**PROVIDED DATA**

**********

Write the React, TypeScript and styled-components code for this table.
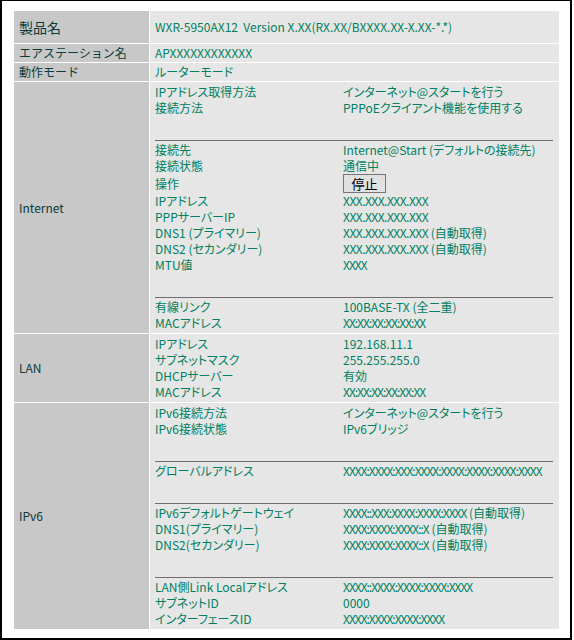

**********

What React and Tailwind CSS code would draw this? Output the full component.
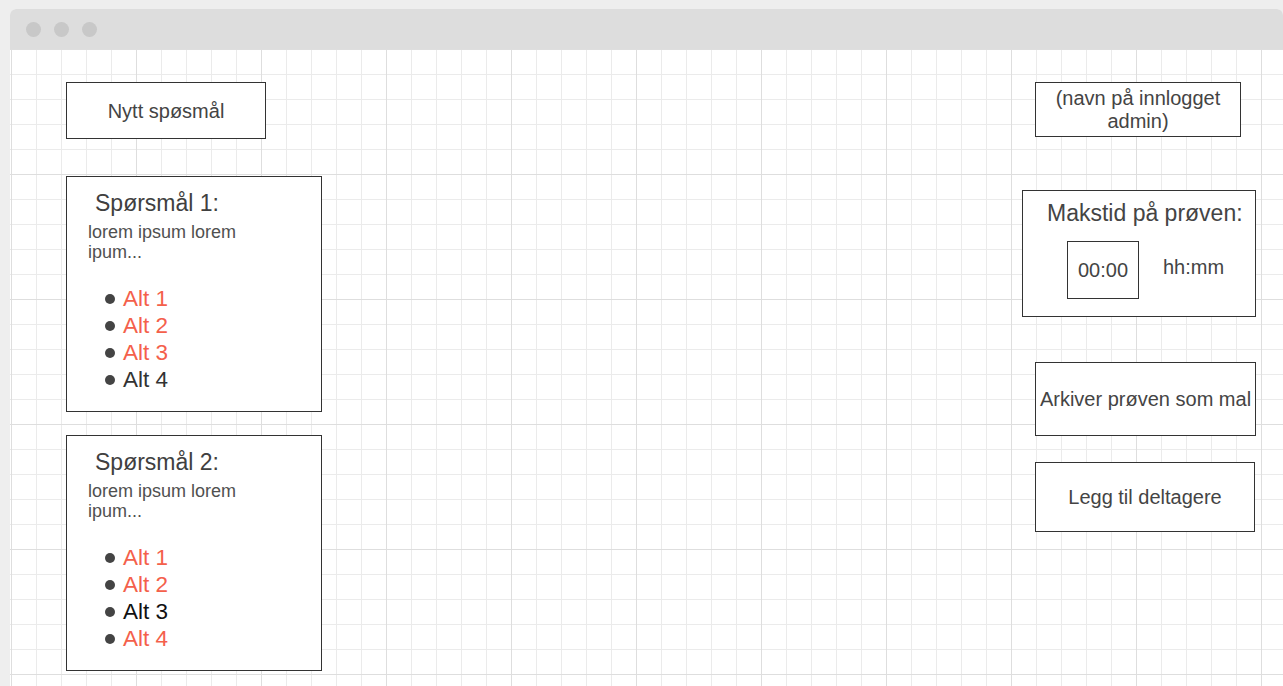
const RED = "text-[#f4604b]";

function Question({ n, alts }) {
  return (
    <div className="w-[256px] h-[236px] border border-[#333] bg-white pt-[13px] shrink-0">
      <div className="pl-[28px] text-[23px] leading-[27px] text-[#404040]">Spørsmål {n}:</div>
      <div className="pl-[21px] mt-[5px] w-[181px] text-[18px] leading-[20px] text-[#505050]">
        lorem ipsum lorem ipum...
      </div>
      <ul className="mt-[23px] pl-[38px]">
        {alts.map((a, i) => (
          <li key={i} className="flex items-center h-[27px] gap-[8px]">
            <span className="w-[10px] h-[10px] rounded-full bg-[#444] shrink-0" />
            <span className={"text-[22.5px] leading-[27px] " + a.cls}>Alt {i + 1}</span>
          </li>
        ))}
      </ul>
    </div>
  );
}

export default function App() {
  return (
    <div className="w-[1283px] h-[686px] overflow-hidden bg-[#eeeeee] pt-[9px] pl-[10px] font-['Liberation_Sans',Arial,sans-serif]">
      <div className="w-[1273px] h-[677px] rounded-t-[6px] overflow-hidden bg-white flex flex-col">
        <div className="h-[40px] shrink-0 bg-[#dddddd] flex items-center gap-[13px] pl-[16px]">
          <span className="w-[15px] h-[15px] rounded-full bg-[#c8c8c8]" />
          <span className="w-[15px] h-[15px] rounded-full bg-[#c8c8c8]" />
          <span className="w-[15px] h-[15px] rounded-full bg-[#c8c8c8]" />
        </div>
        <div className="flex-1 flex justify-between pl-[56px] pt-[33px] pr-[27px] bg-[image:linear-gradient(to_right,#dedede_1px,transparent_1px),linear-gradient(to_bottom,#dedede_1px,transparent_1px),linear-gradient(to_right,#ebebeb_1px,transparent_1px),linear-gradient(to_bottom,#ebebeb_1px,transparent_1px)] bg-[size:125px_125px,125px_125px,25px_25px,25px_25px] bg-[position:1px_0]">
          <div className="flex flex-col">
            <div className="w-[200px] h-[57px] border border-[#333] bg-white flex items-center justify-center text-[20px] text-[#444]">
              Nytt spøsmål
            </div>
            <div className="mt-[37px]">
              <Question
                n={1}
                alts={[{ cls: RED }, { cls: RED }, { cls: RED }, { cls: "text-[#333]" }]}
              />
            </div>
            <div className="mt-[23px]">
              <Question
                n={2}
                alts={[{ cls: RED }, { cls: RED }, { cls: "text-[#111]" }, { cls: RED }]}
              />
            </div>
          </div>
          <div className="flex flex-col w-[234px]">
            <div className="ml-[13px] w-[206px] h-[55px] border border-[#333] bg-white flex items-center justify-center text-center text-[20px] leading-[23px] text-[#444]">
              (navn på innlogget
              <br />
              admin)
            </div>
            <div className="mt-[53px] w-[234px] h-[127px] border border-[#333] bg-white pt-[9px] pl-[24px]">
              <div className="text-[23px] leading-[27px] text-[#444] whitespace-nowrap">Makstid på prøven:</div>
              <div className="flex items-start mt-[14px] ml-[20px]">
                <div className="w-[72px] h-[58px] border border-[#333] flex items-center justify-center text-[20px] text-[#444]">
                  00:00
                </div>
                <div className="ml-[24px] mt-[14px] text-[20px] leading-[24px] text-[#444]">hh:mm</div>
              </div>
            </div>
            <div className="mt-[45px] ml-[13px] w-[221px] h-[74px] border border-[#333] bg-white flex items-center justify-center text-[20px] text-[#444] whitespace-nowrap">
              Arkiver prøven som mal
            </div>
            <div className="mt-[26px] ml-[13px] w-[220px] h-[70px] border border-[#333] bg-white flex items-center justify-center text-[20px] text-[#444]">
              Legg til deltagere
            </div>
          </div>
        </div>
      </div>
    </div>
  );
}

**********

Identify and extract each line of the listing that contains "this".

**SOLUTION**
Write the React, TypeScript and styled-components code for this table.
What React and Tailwind CSS code would draw this? Output the full component.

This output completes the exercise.